In 2007, on the eve of what is now known as the Great Recession, a market risk analyst decided to quit his job and embark on a career which, from a risk mitigation perspectiv­e, his colleagues would have advised against

“I was young,” Terry Cavanagh says. “The whole indie developer thing was just starting to really kick off. I saved up some money and decided to give it a go.” It didn’t go very well. After many failed starts and projects that didn’t pan out, Cavangh ran out of money. He borrowed some cash from the bank to keep going, then ran out of that too.

“I’d come to the end of the whole thing, where I just had to say, ‘This is not working out, I have to go and get a real job,’” he says. “And I was working on one last project, which was this little gravity-flipping platformer.”

VVVVVV was Cavanagh’s breakthrou­gh, but it was also a break from form. His previous games had been serious and arty, part of a nascent indie scene reacting against AAA power fantasies. His most successful experiment, a Game Boy-esque platformer called Don’t Look Back, had been a riff on the ancient Greek legend of Orpheus and Eurydice, about storming into Hades with a handgun. When the player led their dead lover back to the surface, they were confronted by the image of themselves still standing impotently at the graveside, as they had been at the beginning of the game, grief undefeated.

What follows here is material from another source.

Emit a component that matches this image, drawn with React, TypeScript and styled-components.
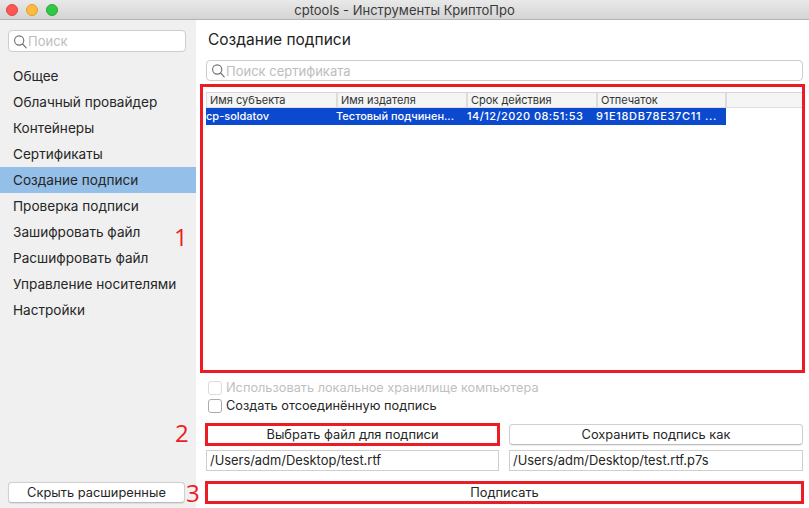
import React from "react";
import styled, { createGlobalStyle } from "styled-components";

const Global = createGlobalStyle`
  html, body { margin: 0; padding: 0; background: #fff; }
  body { font-family: "Inter", "Roboto", "Liberation Sans", sans-serif; color: #222; -webkit-font-smoothing: antialiased; }
  * { box-sizing: border-box; }
`;

const Window = styled.div`
  width: 809px;
  height: 508px;
  display: flex;
  flex-direction: column;
  overflow: hidden;
`;

const TitleBar = styled.header`
  height: 20px;
  flex: none;
  display: flex;
  align-items: center;
  position: relative;
  padding-left: 6px;
  gap: 8px;
  background: linear-gradient(#e9e9e9, #d4d4d4);
  border-bottom: 1px solid #b4b4b4;
`;

const Light = styled.span<{ $color: string; $edge: string }>`
  width: 12px;
  height: 12px;
  border-radius: 50%;
  background: ${(p) => p.$color};
  border: 1px solid ${(p) => p.$edge};
`;

const WindowTitle = styled.div`
  position: absolute;
  left: 0;
  right: 0;
  text-align: center;
  font-size: 13px;
  line-height: 18px;
  color: #3a3a3a;
`;

const Body = styled.div`
  flex: 1;
  display: flex;
  min-height: 0;
`;

const Sidebar = styled.aside`
  width: 196px;
  flex: none;
  display: flex;
  flex-direction: column;
  background: #f0f0f0;
  padding: 10px 0 5px;
`;

const SearchBox = styled.div<{ $sidebar?: boolean }>`
  height: ${(p) => (p.$sidebar ? "22px" : "21px")};
  flex: none;
  margin: ${(p) => (p.$sidebar ? "0 10px 0 8px" : "0")};
  display: flex;
  align-items: center;
  gap: 1px;
  padding-left: 4px;
  background: #fff;
  border: 1px solid #cdcdcd;
  border-radius: 4px;
  font-size: 13px;
  color: #bdbdbd;
`;

const NavList = styled.nav`
  margin-top: 11px;
  display: flex;
  flex-direction: column;
  flex: 1;
`;

const NavItem = styled.div<{ $active?: boolean }>`
  height: 26px;
  line-height: 26px;
  padding-left: 13px;
  font-size: 13.6px;
  color: #262626;
  background: ${(p) => (p.$active ? "#93bfe8" : "transparent")};
`;

const PushButton = styled.button<{ $sidebar?: boolean }>`
  display: block;
  height: 21px;
  ${(p) => (p.$sidebar ? "margin: 0 11px 0 8px;" : "width: 100%;")}
  padding: 0;
  background: #fff;
  border: 1px solid #d0d0d0;
  border-bottom-color: #bcbcbc;
  border-radius: 4px;
  font-family: inherit;
  font-size: 12.85px;
  color: #262626;
  box-shadow: 0 0.5px 1px rgba(0, 0, 0, 0.08);
`;

const Main = styled.main`
  flex: 1;
  min-width: 0;
  background: #fff;
  display: flex;
  flex-direction: column;
  padding: 0 6px 5px 10px;
`;

const Title = styled.h1`
  margin: 0;
  height: 40px;
  flex: none;
  padding: 10px 0 0 2px;
  font-size: 15.5px;
  line-height: 20px;
  font-weight: 400;
  color: #222;
`;

const Table = styled.div`
  margin-top: 11px;
  height: 283px;
  display: flex;
  flex-direction: column;
  align-items: flex-start;
`;

const HeaderRow = styled.div`
  width: 100%;
  height: 16px;
  flex: none;
  display: flex;
  background: #f5f5f5;
  border-top: 1px solid #d4d4d4;
  border-bottom: 1px solid #dcdcdc;
`;

const Row = styled.div`
  display: flex;
  flex: none;
  height: 17px;
  background: #0b49cf;
`;

const HeadCell = styled.div`
  width: 130px;
  padding-left: 3px;
  border-left: 2px solid #dcdcdc;
  font-size: 11px;
  line-height: 14px;
  color: #333;
  white-space: nowrap;
  &:first-child { border-left-width: 1px; }
`;

const HeadEnd = styled.div`
  width: 2px;
  margin-left: -1px;
  background: #dcdcdc;
`;

const Cell = styled.div<{ $spread?: string; $indent?: number }>`
  width: 130px;
  flex: none;
  padding-left: ${(p) => p.$indent || 0}px;
  font-size: 11px;
  line-height: 17px;
  font-weight: 500;
  letter-spacing: ${(p) => p.$spread || "0"};
  color: #fff;
  white-space: nowrap;
  overflow: hidden;
`;

const Options = styled.div`
  margin-top: 6px;
  display: flex;
  flex-direction: column;
  gap: 4px;
`;

const CheckRow = styled.label<{ $disabled?: boolean }>`
  height: 14px;
  display: flex;
  align-items: center;
  gap: 4px;
  padding-left: 2px;
  font-size: 12.75px;
  line-height: 14px;
  color: ${(p) => (p.$disabled ? "#bfbfbf" : "#262626")};
`;

const Box = styled.span<{ $disabled?: boolean }>`
  width: 14px;
  height: 14px;
  flex: none;
  background: #fff;
  border: 1px solid ${(p) => (p.$disabled ? "#dcdcdc" : "#ababab")};
  border-radius: 3px;
`;

const FileGrid = styled.div`
  margin-top: 11px;
  display: grid;
  grid-template-columns: 293px 294px;
  column-gap: 10px;
  row-gap: 5px;
`;

const PathField = styled.div`
  height: 21px;
  padding-left: 3px;
  border: 1px solid #cfcfcf;
  font-size: 12.9px;
  line-height: 19px;
  color: #262626;
  background: #fff;
  white-space: nowrap;
`;

const SignRow = styled.div`
  margin-top: 11px;
`;

const Marked = styled.div`
  position: relative;
`;

const RedFrame = styled.div<{ $inset: string }>`
  position: absolute;
  inset: ${(p) => p.$inset};
  border: 3px solid #ed1c24;
  pointer-events: none;
`;

const Numeral = styled.span<{ $left: number; $top: number }>`
  position: absolute;
  left: ${(p) => p.$left}px;
  top: ${(p) => p.$top}px;
  font-family: "Open Sans", "Liberation Sans", sans-serif;
  font-size: 24px;
  line-height: 28px;
  color: #ed1c24;
`;

const GlassIcon = styled.svg`
  flex: none;
`;

const Glass = () => (
  <GlassIcon width="14" height="15" viewBox="0 0 14 15" fill="none" stroke="#6f6f6f" strokeWidth="1.1">
    <circle cx="6.2" cy="6.5" r="4.6" />
    <path d="M9.6 10l3.6 3.8" strokeLinecap="round" />
  </GlassIcon>
);

const nav = ["Общее", "Облачный провайдер", "Контейнеры", "Сертификаты", "Создание подписи", "Проверка подписи", "Зашифровать файл", "Расшифровать файл", "Управление носителями", "Настройки"];

export default function App() {
  return (
    <Window>
      <Global />
      <TitleBar>
        <Light $color="#fc5753" $edge="#df4744" />
        <Light $color="#fdbc40" $edge="#de9f34" />
        <Light $color="#33c748" $edge="#27aa35" />
        <WindowTitle>cptools - Инструменты КриптоПро</WindowTitle>
      </TitleBar>
      <Body>
        <Sidebar>
          <SearchBox $sidebar>
            <Glass />
            Поиск
          </SearchBox>
          <NavList>
            {nav.map((n) => (
              <NavItem key={n} $active={n === "Создание подписи"}>{n}</NavItem>
            ))}
          </NavList>
          <PushButton $sidebar>Скрыть расширенные</PushButton>
        </Sidebar>
        <Main>
          <Title>Создание подписи</Title>
          <SearchBox>
            <Glass />
            Поиск сертификата
          </SearchBox>
          <Marked>
            <Table>
              <HeaderRow>
                <HeadCell>Имя субъекта</HeadCell>
                <HeadCell>Имя издателя</HeadCell>
                <HeadCell>Срок действия</HeadCell>
                <HeadCell>Отпечаток</HeadCell>
                <HeadEnd />
              </HeaderRow>
              <Row>
                <Cell>cp-soldatov</Cell>
                <Cell>Тестовый подчинен...</Cell>
                <Cell $spread="0.45px" $indent={1}>14/12/2020 08:51:53</Cell>
                <Cell $spread="0.7px">91E18DB78E37C11 ...</Cell>
              </Row>
            </Table>
            <RedFrame $inset="3px -2px 2px -6px" />
            <Numeral $left={-32} $top={142}>1</Numeral>
          </Marked>
          <Options>
            <CheckRow $disabled><Box $disabled />Использовать локальное хранилище компьютера</CheckRow>
            <CheckRow><Box />Создать отсоединённую подпись</CheckRow>
          </Options>
          <FileGrid>
            <Marked>
              <PushButton>Выбрать файл для подписи</PushButton>
              <RedFrame $inset="-1px" />
              <Numeral $left={-31} $top={-5}>2</Numeral>
            </Marked>
            <PushButton>Сохранить подпись как</PushButton>
            <PathField>/Users/adm/Desktop/test.rtf</PathField>
            <PathField>/Users/adm/Desktop/test.rtf.p7s</PathField>
          </FileGrid>
          <SignRow>
            <Marked>
              <PushButton>Подписать</PushButton>
              <RedFrame $inset="-1px" />
              <Numeral $left={-20} $top={-3}>3</Numeral>
            </Marked>
          </SignRow>
        </Main>
      </Body>
    </Window>
  );
}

“I just remember being very proud of the idea that what you literally do in the game is play out this fantasy,” Cavanagh says. “I wanted to be edgy and taken seriously. I don’t know how I feel about all that now, [but] if art doesn’t make you cringe a little bit, then you’ve not really exposed or pushed yourself as much as you could.”

ROLLING SIXES

Faced with financial failure, Cavanagh rejected avant garde storytelli­ng, and embraced throwaway fun. VVVVVV was self-consciousl­y simple, a pop song of a platformer that picked just one joyous mechanic—a button that flipped the polarity of your character—and honed it. “It turns out that’s really a better direction,” Cavanagh says. “My games got better when I started thinking of them that way.”

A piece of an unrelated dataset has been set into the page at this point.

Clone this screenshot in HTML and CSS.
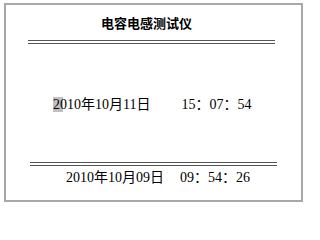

The result was one of the great crossover hits of indie’s first wave. Alongside Super Meat Boy, VVVVVV establishe­d a new approach to platformin­g difficulty, which matched brutal challenges to player-friendly checkpoint­ing and instant resets. You can still see its influence in Maddy Thorson’s Celeste, which is fitting since Cavanagh had been “influenced pretty heavily” by Thorson’s early projects in the ’00s. “It’s one of those design things that feels obvious in hindsight, but wasn’t always,” he says.

After years working with metaphor to evoke complex emotions, VVVVVV’s less cerebral approach somehow hit the spot emotionall­y too. Its one-dimensiona­l cast emoted in binary—smiley face, sad face—in a way that bypassed the brain and went straight to the heart. “I wanted the characters to all have one personalit­y that I pushed all the way to 11,” Cavanagh says. “Victoria was always sad and totally inconsolab­le, and Vermillion was up for anything and happy to go exploring. There’s no depth to them.”

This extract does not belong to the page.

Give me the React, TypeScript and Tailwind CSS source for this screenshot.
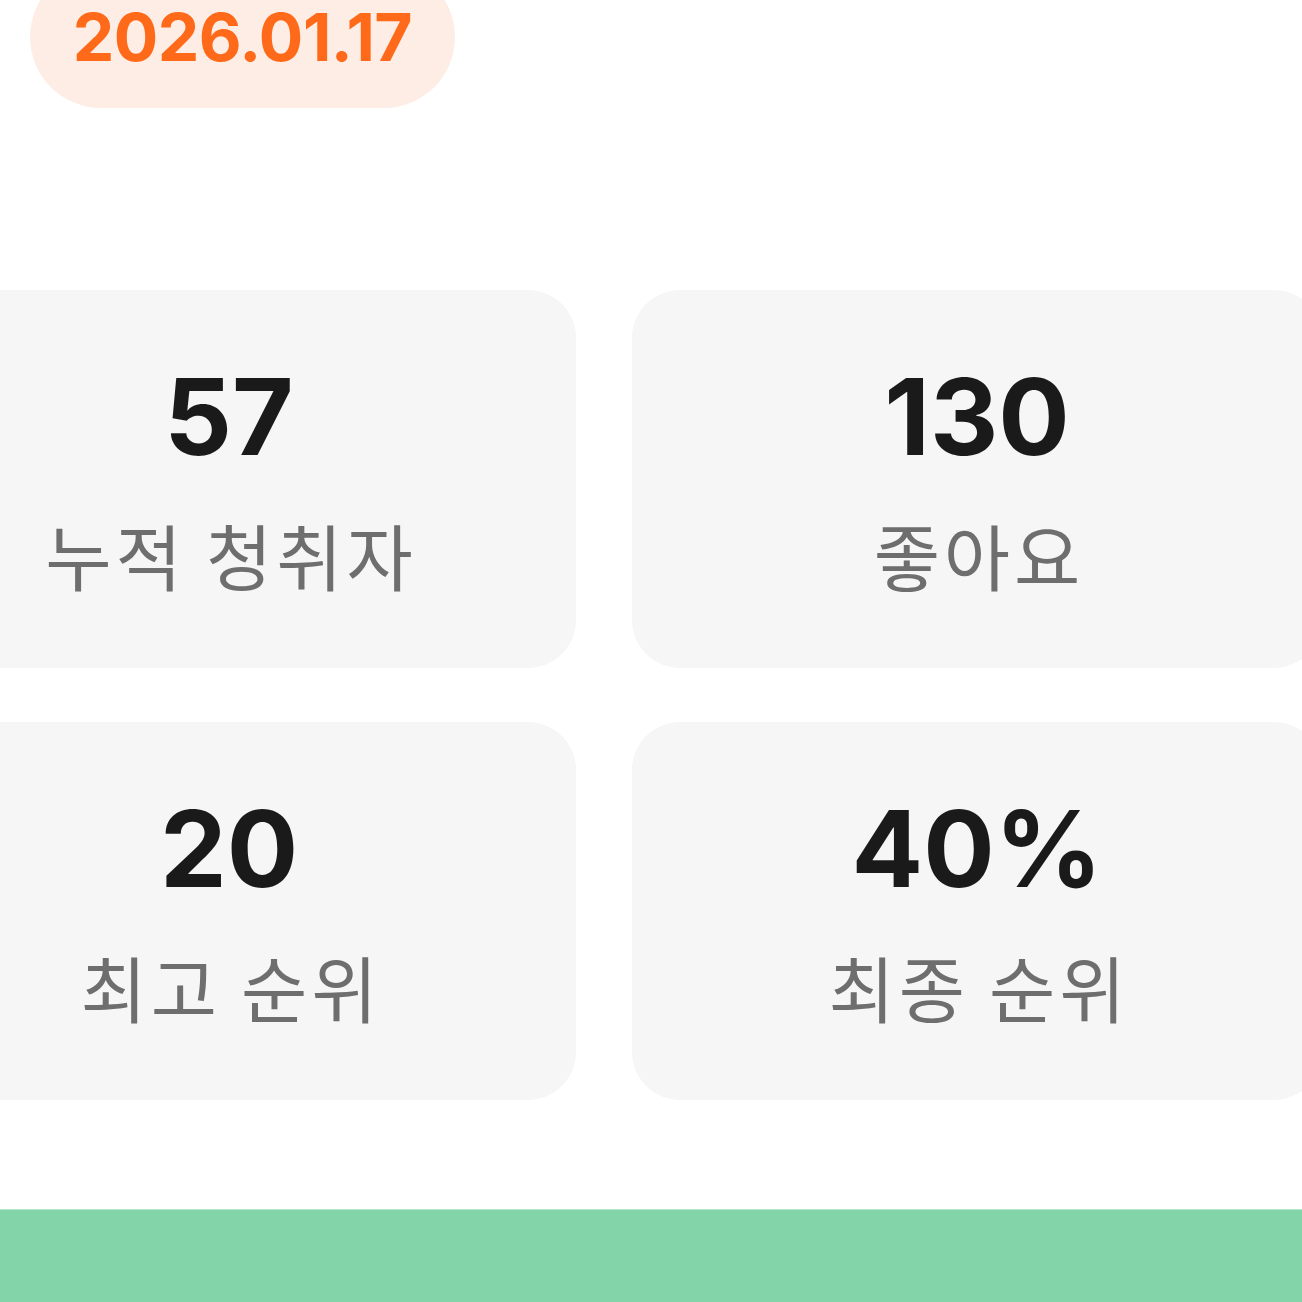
export default function App() {
  const stats = [
    { value: "57", label: "누적 청취자" },
    { value: "130", label: "좋아요" },
    { value: "20", label: "최고 순위" },
    { value: "40%", label: "최종 순위" },
  ];

  return (
    <div className="w-[1302px] h-[1302px] overflow-hidden bg-white flex flex-col">
      <div className="pl-[30px]">
        <div className="mt-[-34px] h-[142px] w-[425px] rounded-[71px] bg-[#fdede4] flex items-center justify-center">
          <span className="font-['Inter',sans-serif] font-bold text-[66px] leading-none tracking-[-0.5px] text-[#ff6a1a]">
            2026.01.17
          </span>
        </div>
      </div>

      <div className="mt-[182px] ml-[-118px] grid grid-cols-[694px_690px] gap-x-[56px] gap-y-[54px]">
        {stats.map((s) => (
          <div
            key={s.label}
            className="h-[378px] rounded-[48px] bg-[#f6f6f6] flex flex-col items-center pt-[74px]"
          >
            <div className="font-['Inter',sans-serif] font-bold text-[106px] leading-none text-[#1a1a1a]">
              {s.value}
            </div>
            <div className="mt-[48px] pl-[4px] font-['Noto_Sans_CJK_KR','Noto_Sans',sans-serif] text-[72px] leading-none tracking-[4px] text-[#6e6e6e]">
              {s.label}
            </div>
          </div>
        ))}
      </div>

      <div className="mt-auto h-[93px] bg-[#83d4a8] border-t border-[#b5e6cb]" />
    </div>
  );
}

The story of VVVVVV’s creation has become a pattern in Cavanagh’s career since. Though Cavanagh has built many downbeat prototypes, the prospect of readying them for commercial release rarely appeals. “It’s more fun to work on the other stuff,” he says. Who would choose to tinker under dark clouds rather than sunny skies?

Cavanagh’s gameograph­y might be made up of repeating cycles, but one thing appears to have changed. He’s no longer looking to escape from the “boring” job he took after college. In fact, he sounds every bit the market risk analyst, “It’s about mitigating randomness,” he says, “and taking control of the odds.”